- Given task:
Return the listing below exactly, with the pictures dropped.

- Source excerpt:

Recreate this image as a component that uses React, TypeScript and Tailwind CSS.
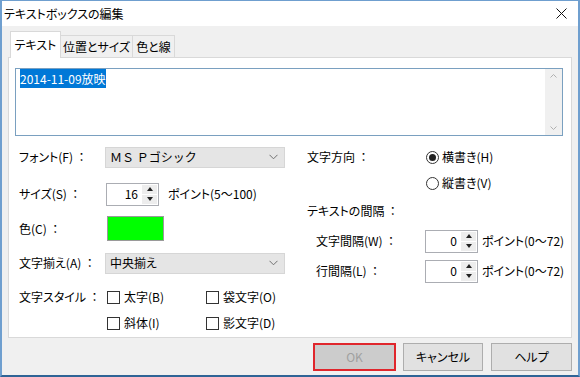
import React from "react"

const font = "font-['Noto_Sans_CJK_JP','Noto_Sans',sans-serif] [font-feature-settings:'palt']"

// ─── Small controls ───────────────────────────────────────────────────────────
function Chevron() {
  return (
    <svg width="9" height="6" viewBox="0 0 9 6" className="shrink-0">
      <path d="M0.5 0.8 L4.5 4.8 L8.5 0.8" fill="none" stroke="#707070" strokeWidth="1" />
    </svg>
  )
}

function Select({ value, palt = true }: { value: string; palt?: boolean }) {
  return (
    <div className="flex h-[21px] w-[180px] shrink-0 items-center justify-between border border-[#d6d6d6] bg-[#e5e5e5] pl-[4px] pr-[6px]">
      <span className={palt ? "" : "[font-feature-settings:normal]"}>{value}</span>
      <Chevron />
    </div>
  )
}

function Spin({ value }: { value: string }) {
  return (
    <div className="flex h-[23px] w-[53px] shrink-0 items-stretch border border-[#abadb3] bg-white">
      <div className="flex flex-1 items-center justify-end pr-[4px]">{value}</div>
      <div className="my-[1px] mr-[1px] flex w-[15px] flex-col gap-[1px]">
        <div className="flex flex-1 items-center justify-center bg-[#ededed]">
          <svg width="6" height="4" viewBox="0 0 6 4"><path d="M3 0 L6 4 L0 4Z" fill="#222" /></svg>
        </div>
        <div className="flex flex-1 items-center justify-center bg-[#ededed]">
          <svg width="6" height="4" viewBox="0 0 6 4"><path d="M0 0 L6 0 L3 4Z" fill="#222" /></svg>
        </div>
      </div>
    </div>
  )
}

function Check({ label }: { label: string }) {
  return (
    <div className="flex w-[99px] shrink-0 items-center gap-[4px]">
      <span className="h-[13px] w-[13px] shrink-0 border border-[#333] bg-white" />
      <span className="whitespace-nowrap">{label}</span>
    </div>
  )
}

function Radio({ label, on }: { label: string; on?: boolean }) {
  return (
    <div className="flex items-center gap-[3px]">
      <span className="flex h-[13px] w-[13px] items-center justify-center rounded-full border border-[#333] bg-white">
        {on && <span className="h-[7px] w-[7px] rounded-full bg-[#222]" />}
      </span>
      <span className="whitespace-nowrap">{label}</span>
    </div>
  )
}

// ─── Dialog ───────────────────────────────────────────────────────────────────
export default function App() {
  return (
    <div
      className={`${font} flex h-[377px] w-[580px] flex-col border-x-2 border-t border-b-2 border-x-[#6f9fcf] border-t-[#6f9fcf] border-b-[#2f6496] text-[12px] leading-none text-black`}
    >
      {/* Title bar */}
      <div className="flex h-[25px] shrink-0 items-center justify-between bg-white pl-[2px] pr-[11px]">
        <span className="text-[12px]">テキストボックスの編集</span>
        <svg width="11" height="11" viewBox="0 0 11 11">
          <path d="M0.5 0.5 L10.5 10.5 M10.5 0.5 L0.5 10.5" stroke="#111" strokeWidth="1" />
        </svg>
      </div>

      {/* Body */}
      <div className="flex flex-1 flex-col bg-[#f0f0f0] px-[6px] pt-[5px]">
        {/* Tabs */}
        <div className="relative z-10 -mb-px flex h-[27px] items-end pl-[2px]">
          <div className="flex h-[27px] w-[51px] items-center justify-center border border-b-0 border-[#d9d9d9] bg-white">
            テキスト
          </div>
          <div className="mb-px flex h-[22px] w-[72px] items-center justify-center border border-l-0 border-b-0 border-[#d9d9d9] bg-[#f0f0f0]">
            位置とサイズ
          </div>
          <div className="mb-px flex h-[22px] w-[42px] items-center justify-center border border-l-0 border-b-0 border-[#d9d9d9] bg-[#f0f0f0]">
            色と線
          </div>
        </div>

        {/* Panel */}
        <div className="flex h-[281px] flex-col border border-[#d9d9d9] bg-white">
          {/* Text area */}
          <div className="ml-[6px] mt-[10px] flex h-[68px] w-[548px] border border-[#7aa0c0] bg-white">
            <div className="flex-1 pl-[4px] pt-[4px]">
              <span className="bg-[#0078d7] py-[1px] text-white">2014-11-09放映</span>
            </div>
            <div className="flex w-[17px] flex-col items-center justify-between bg-[#f0f0f0] py-[5px]">
              <svg width="7" height="4" viewBox="0 0 7 4"><path d="M0.5 3.5 L3.5 0.5 L6.5 3.5" fill="none" stroke="#b0b0b0" /></svg>
              <svg width="7" height="4" viewBox="0 0 7 4"><path d="M0.5 0.5 L3.5 3.5 L6.5 0.5" fill="none" stroke="#b0b0b0" /></svg>
            </div>
          </div>

          {/* Form */}
          <div className="mt-[10px] flex pl-[10px]">
            {/* Left column */}
            <div className="flex w-[278px] shrink-0 flex-col">
              <div className="flex h-[22px] items-center">
                <span className="w-[86px] shrink-0 whitespace-pre">フォント(F)  ：</span>
                <Select value="ＭＳ Ｐゴシック" palt={false} />
              </div>
              <div className="mt-[15px] flex h-[22px] items-center">
                <span className="w-[87px] shrink-0 whitespace-pre">サイズ(S)  ：</span>
                <Spin value="16" />
                <span className="ml-[9px] whitespace-nowrap">ポイント(5〜100)</span>
              </div>
              <div className="mt-[11px] flex h-[25px] items-center">
                <span className="w-[88px] shrink-0 whitespace-pre">色(C)  ：</span>
                <span className="h-[25px] w-[57px] border border-[#9a9a9a] bg-[#00ff00]" />
              </div>
              <div className="mt-[11px] flex h-[22px] items-center">
                <span className="w-[86px] shrink-0 whitespace-pre">文字揃え(A)  ：</span>
                <Select value="中央揃え" />
              </div>
              <div className="mt-[12px] flex h-[22px] items-center">
                <span className="w-[88px] shrink-0 whitespace-pre">文字スタイル  ：</span>
                <Check label="太字(B)" />
                <Check label="袋文字(O)" />
              </div>
              <div className="mt-[4px] flex h-[22px] items-center pl-[88px]">
                <Check label="斜体(I)" />
                <Check label="影文字(D)" />
              </div>
            </div>

            {/* Right column */}
            <div className="ml-[10px] flex flex-1 flex-col">
              <div className="flex h-[22px] items-center">
                <span className="w-[119px] shrink-0 whitespace-pre">文字方向  ：</span>
                <Radio label="横書き(H)" on />
              </div>
              <div className="mt-[4px] flex h-[22px] items-center pl-[119px]">
                <Radio label="縦書き(V)" />
              </div>
              <div className="mt-[6px] flex h-[22px] items-center">
                <span className="whitespace-pre">テキストの間隔  ：</span>
              </div>
              <div className="mt-[8px] flex h-[22px] items-center pl-[9px]">
                <span className="w-[109px] shrink-0 whitespace-pre">文字間隔(W)  ：</span>
                <Spin value="0" />
                <span className="ml-[4px] whitespace-nowrap">ポイント(0〜72)</span>
              </div>
              <div className="mt-[8px] flex h-[22px] items-center pl-[9px]">
                <span className="w-[109px] shrink-0 whitespace-pre">行間隔(L)  ：</span>
                <Spin value="0" />
                <span className="ml-[4px] whitespace-nowrap">ポイント(0〜72)</span>
              </div>
            </div>
          </div>
        </div>

        {/* Buttons */}
        <div className="mt-[5px] flex justify-end">
          <div className="flex h-[28px] w-[83px] items-center justify-center border-2 border-[#e0262c] bg-[#cccccc] text-[#a0a0a0]">
            OK
          </div>
          <div className="ml-[7px] flex h-[28px] w-[80px] items-center justify-center border border-[#adadad] bg-[#e1e1e1]">
            キャンセル
          </div>
          <div className="ml-[8px] flex h-[28px] w-[81px] items-center justify-center border border-[#adadad] bg-[#e1e1e1]">
            ヘルプ
          </div>
        </div>
      </div>
    </div>
  )
}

- Exercise output:
Recreate this image as a component that uses React, TypeScript and Tailwind CSS.
import React from "react"

const font = "font-['Noto_Sans_CJK_JP','Noto_Sans',sans-serif] [font-feature-settings:'palt']"

// ─── Small controls ───────────────────────────────────────────────────────────
function Chevron() {
  return (
    <svg width="9" height="6" viewBox="0 0 9 6" className="shrink-0">
      <path d="M0.5 0.8 L4.5 4.8 L8.5 0.8" fill="none" stroke="#707070" strokeWidth="1" />
    </svg>
  )
}

function Select({ value, palt = true }: { value: string; palt?: boolean }) {
  return (
    <div className="flex h-[21px] w-[180px] shrink-0 items-center justify-between border border-[#d6d6d6] bg-[#e5e5e5] pl-[4px] pr-[6px]">
      <span className={palt ? "" : "[font-feature-settings:normal]"}>{value}</span>
      <Chevron />
    </div>
  )
}

function Spin({ value }: { value: string }) {
  return (
    <div className="flex h-[23px] w-[53px] shrink-0 items-stretch border border-[#abadb3] bg-white">
      <div className="flex flex-1 items-center justify-end pr-[4px]">{value}</div>
      <div className="my-[1px] mr-[1px] flex w-[15px] flex-col gap-[1px]">
        <div className="flex flex-1 items-center justify-center bg-[#ededed]">
          <svg width="6" height="4" viewBox="0 0 6 4"><path d="M3 0 L6 4 L0 4Z" fill="#222" /></svg>
        </div>
        <div className="flex flex-1 items-center justify-center bg-[#ededed]">
          <svg width="6" height="4" viewBox="0 0 6 4"><path d="M0 0 L6 0 L3 4Z" fill="#222" /></svg>
        </div>
      </div>
    </div>
  )
}

function Check({ label }: { label: string }) {
  return (
    <div className="flex w-[99px] shrink-0 items-center gap-[4px]">
      <span className="h-[13px] w-[13px] shrink-0 border border-[#333] bg-white" />
      <span className="whitespace-nowrap">{label}</span>
    </div>
  )
}

function Radio({ label, on }: { label: string; on?: boolean }) {
  return (
    <div className="flex items-center gap-[3px]">
      <span className="flex h-[13px] w-[13px] items-center justify-center rounded-full border border-[#333] bg-white">
        {on && <span className="h-[7px] w-[7px] rounded-full bg-[#222]" />}
      </span>
      <span className="whitespace-nowrap">{label}</span>
    </div>
  )
}

// ─── Dialog ───────────────────────────────────────────────────────────────────
export default function App() {
  return (
    <div
      className={`${font} flex h-[377px] w-[580px] flex-col border-x-2 border-t border-b-2 border-x-[#6f9fcf] border-t-[#6f9fcf] border-b-[#2f6496] text-[12px] leading-none text-black`}
    >
      {/* Title bar */}
      <div className="flex h-[25px] shrink-0 items-center justify-between bg-white pl-[2px] pr-[11px]">
        <span className="text-[12px]">テキストボックスの編集</span>
        <svg width="11" height="11" viewBox="0 0 11 11">
          <path d="M0.5 0.5 L10.5 10.5 M10.5 0.5 L0.5 10.5" stroke="#111" strokeWidth="1" />
        </svg>
      </div>

      {/* Body */}
      <div className="flex flex-1 flex-col bg-[#f0f0f0] px-[6px] pt-[5px]">
        {/* Tabs */}
        <div className="relative z-10 -mb-px flex h-[27px] items-end pl-[2px]">
          <div className="flex h-[27px] w-[51px] items-center justify-center border border-b-0 border-[#d9d9d9] bg-white">
            テキスト
          </div>
          <div className="mb-px flex h-[22px] w-[72px] items-center justify-center border border-l-0 border-b-0 border-[#d9d9d9] bg-[#f0f0f0]">
            位置とサイズ
          </div>
          <div className="mb-px flex h-[22px] w-[42px] items-center justify-center border border-l-0 border-b-0 border-[#d9d9d9] bg-[#f0f0f0]">
            色と線
          </div>
        </div>

        {/* Panel */}
        <div className="flex h-[281px] flex-col border border-[#d9d9d9] bg-white">
          {/* Text area */}
          <div className="ml-[6px] mt-[10px] flex h-[68px] w-[548px] border border-[#7aa0c0] bg-white">
            <div className="flex-1 pl-[4px] pt-[4px]">
              <span className="bg-[#0078d7] py-[1px] text-white">2014-11-09放映</span>
            </div>
            <div className="flex w-[17px] flex-col items-center justify-between bg-[#f0f0f0] py-[5px]">
              <svg width="7" height="4" viewBox="0 0 7 4"><path d="M0.5 3.5 L3.5 0.5 L6.5 3.5" fill="none" stroke="#b0b0b0" /></svg>
              <svg width="7" height="4" viewBox="0 0 7 4"><path d="M0.5 0.5 L3.5 3.5 L6.5 0.5" fill="none" stroke="#b0b0b0" /></svg>
            </div>
          </div>

          {/* Form */}
          <div className="mt-[10px] flex pl-[10px]">
            {/* Left column */}
            <div className="flex w-[278px] shrink-0 flex-col">
              <div className="flex h-[22px] items-center">
                <span className="w-[86px] shrink-0 whitespace-pre">フォント(F)  ：</span>
                <Select value="ＭＳ Ｐゴシック" palt={false} />
              </div>
              <div className="mt-[15px] flex h-[22px] items-center">
                <span className="w-[87px] shrink-0 whitespace-pre">サイズ(S)  ：</span>
                <Spin value="16" />
                <span className="ml-[9px] whitespace-nowrap">ポイント(5〜100)</span>
              </div>
              <div className="mt-[11px] flex h-[25px] items-center">
                <span className="w-[88px] shrink-0 whitespace-pre">色(C)  ：</span>
                <span className="h-[25px] w-[57px] border border-[#9a9a9a] bg-[#00ff00]" />
              </div>
              <div className="mt-[11px] flex h-[22px] items-center">
                <span className="w-[86px] shrink-0 whitespace-pre">文字揃え(A)  ：</span>
                <Select value="中央揃え" />
              </div>
              <div className="mt-[12px] flex h-[22px] items-center">
                <span className="w-[88px] shrink-0 whitespace-pre">文字スタイル  ：</span>
                <Check label="太字(B)" />
                <Check label="袋文字(O)" />
              </div>
              <div className="mt-[4px] flex h-[22px] items-center pl-[88px]">
                <Check label="斜体(I)" />
                <Check label="影文字(D)" />
              </div>
            </div>

            {/* Right column */}
            <div className="ml-[10px] flex flex-1 flex-col">
              <div className="flex h-[22px] items-center">
                <span className="w-[119px] shrink-0 whitespace-pre">文字方向  ：</span>
                <Radio label="横書き(H)" on />
              </div>
              <div className="mt-[4px] flex h-[22px] items-center pl-[119px]">
                <Radio label="縦書き(V)" />
              </div>
              <div className="mt-[6px] flex h-[22px] items-center">
                <span className="whitespace-pre">テキストの間隔  ：</span>
              </div>
              <div className="mt-[8px] flex h-[22px] items-center pl-[9px]">
                <span className="w-[109px] shrink-0 whitespace-pre">文字間隔(W)  ：</span>
                <Spin value="0" />
                <span className="ml-[4px] whitespace-nowrap">ポイント(0〜72)</span>
              </div>
              <div className="mt-[8px] flex h-[22px] items-center pl-[9px]">
                <span className="w-[109px] shrink-0 whitespace-pre">行間隔(L)  ：</span>
                <Spin value="0" />
                <span className="ml-[4px] whitespace-nowrap">ポイント(0〜72)</span>
              </div>
            </div>
          </div>
        </div>

        {/* Buttons */}
        <div className="mt-[5px] flex justify-end">
          <div className="flex h-[28px] w-[83px] items-center justify-center border-2 border-[#e0262c] bg-[#cccccc] text-[#a0a0a0]">
            OK
          </div>
          <div className="ml-[7px] flex h-[28px] w-[80px] items-center justify-center border border-[#adadad] bg-[#e1e1e1]">
            キャンセル
          </div>
          <div className="ml-[8px] flex h-[28px] w-[81px] items-center justify-center border border-[#adadad] bg-[#e1e1e1]">
            ヘルプ
          </div>
        </div>
      </div>
    </div>
  )
}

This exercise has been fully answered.